DATA LINES –
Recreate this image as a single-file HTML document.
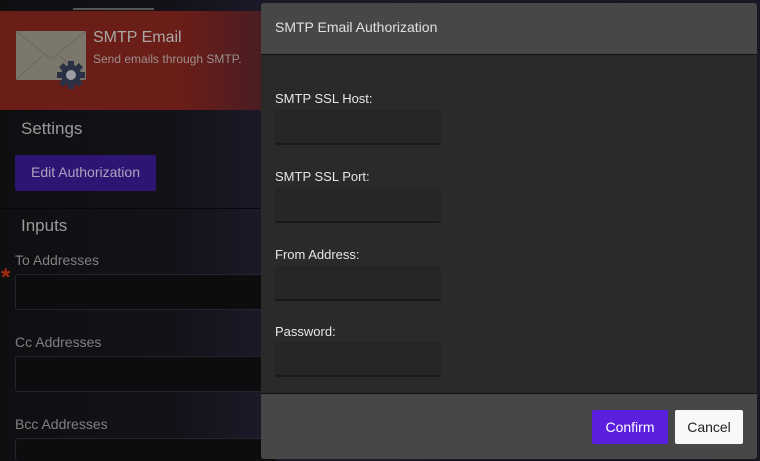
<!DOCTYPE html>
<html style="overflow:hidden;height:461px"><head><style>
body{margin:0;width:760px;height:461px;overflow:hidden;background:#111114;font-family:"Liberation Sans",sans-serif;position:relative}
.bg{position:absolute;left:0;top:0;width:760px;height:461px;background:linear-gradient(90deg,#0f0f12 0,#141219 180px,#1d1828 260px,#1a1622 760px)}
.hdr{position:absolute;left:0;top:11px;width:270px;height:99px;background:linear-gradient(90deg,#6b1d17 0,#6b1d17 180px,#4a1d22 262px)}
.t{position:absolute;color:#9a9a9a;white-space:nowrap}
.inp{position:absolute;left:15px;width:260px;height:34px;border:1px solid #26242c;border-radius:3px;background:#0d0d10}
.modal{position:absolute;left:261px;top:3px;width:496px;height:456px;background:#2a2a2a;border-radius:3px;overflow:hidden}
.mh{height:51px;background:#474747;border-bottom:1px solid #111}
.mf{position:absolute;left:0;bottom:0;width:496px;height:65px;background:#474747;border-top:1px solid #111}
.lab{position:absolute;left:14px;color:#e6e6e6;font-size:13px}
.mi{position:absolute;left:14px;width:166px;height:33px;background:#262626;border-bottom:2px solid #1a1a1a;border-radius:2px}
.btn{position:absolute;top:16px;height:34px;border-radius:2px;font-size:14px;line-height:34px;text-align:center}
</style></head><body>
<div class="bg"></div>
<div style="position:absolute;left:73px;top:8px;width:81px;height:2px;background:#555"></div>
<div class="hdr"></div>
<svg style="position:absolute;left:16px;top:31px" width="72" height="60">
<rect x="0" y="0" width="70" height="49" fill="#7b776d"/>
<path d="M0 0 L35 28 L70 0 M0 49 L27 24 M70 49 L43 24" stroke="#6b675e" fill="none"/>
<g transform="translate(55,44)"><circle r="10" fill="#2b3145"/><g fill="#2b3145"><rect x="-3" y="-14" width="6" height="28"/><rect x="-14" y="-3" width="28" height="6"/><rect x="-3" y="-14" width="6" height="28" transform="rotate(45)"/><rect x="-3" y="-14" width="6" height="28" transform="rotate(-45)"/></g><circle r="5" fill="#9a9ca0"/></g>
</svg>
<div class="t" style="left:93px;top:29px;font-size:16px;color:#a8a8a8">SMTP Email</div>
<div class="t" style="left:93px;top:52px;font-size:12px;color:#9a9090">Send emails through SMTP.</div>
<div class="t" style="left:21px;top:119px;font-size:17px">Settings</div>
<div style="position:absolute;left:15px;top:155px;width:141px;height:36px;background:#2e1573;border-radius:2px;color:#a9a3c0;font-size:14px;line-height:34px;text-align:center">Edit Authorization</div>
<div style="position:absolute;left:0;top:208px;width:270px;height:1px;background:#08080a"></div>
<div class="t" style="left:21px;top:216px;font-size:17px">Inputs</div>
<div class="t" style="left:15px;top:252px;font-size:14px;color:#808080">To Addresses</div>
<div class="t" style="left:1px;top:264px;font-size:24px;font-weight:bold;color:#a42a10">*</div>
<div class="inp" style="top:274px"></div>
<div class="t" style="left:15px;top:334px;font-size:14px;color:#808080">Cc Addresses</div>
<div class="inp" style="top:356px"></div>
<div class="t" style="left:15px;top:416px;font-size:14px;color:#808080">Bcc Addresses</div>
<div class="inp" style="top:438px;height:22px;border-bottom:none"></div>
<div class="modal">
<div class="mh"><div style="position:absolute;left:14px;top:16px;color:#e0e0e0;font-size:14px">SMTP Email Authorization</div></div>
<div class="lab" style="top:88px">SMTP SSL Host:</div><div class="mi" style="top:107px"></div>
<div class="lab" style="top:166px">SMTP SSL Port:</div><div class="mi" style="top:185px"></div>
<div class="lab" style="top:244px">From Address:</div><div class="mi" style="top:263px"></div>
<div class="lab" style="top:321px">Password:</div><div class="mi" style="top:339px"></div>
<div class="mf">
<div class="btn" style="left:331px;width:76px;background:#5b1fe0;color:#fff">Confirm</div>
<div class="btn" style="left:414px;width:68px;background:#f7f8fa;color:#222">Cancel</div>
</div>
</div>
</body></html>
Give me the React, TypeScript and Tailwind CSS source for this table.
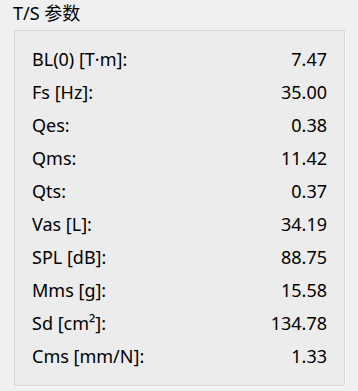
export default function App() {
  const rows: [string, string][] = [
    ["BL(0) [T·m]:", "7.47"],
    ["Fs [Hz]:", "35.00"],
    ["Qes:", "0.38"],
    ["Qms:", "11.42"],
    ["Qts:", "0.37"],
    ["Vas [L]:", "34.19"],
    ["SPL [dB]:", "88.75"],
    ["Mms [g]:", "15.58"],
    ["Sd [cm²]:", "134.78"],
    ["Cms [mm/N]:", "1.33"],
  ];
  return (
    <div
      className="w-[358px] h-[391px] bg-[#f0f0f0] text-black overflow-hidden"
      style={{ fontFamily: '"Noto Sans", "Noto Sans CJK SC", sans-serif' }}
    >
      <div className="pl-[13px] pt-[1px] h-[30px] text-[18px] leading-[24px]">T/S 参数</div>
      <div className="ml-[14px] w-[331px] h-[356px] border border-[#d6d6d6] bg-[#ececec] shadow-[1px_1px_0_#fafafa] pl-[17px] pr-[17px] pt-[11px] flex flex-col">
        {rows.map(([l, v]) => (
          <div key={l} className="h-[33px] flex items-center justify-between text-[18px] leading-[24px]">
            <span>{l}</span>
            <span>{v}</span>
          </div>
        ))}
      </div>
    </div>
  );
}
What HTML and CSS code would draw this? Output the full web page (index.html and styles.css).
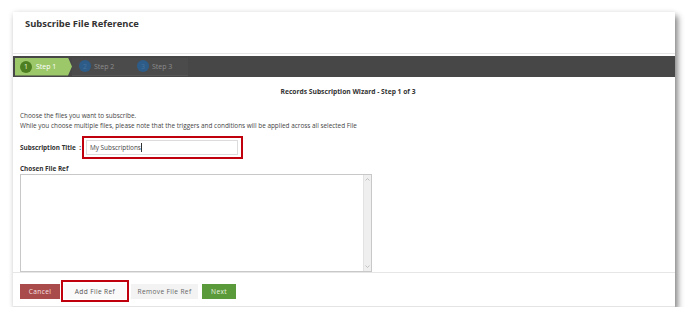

GOAL – Across the entries above, how many lines contain "this"? Provide only the count.

CORRECT RESPONSE – 3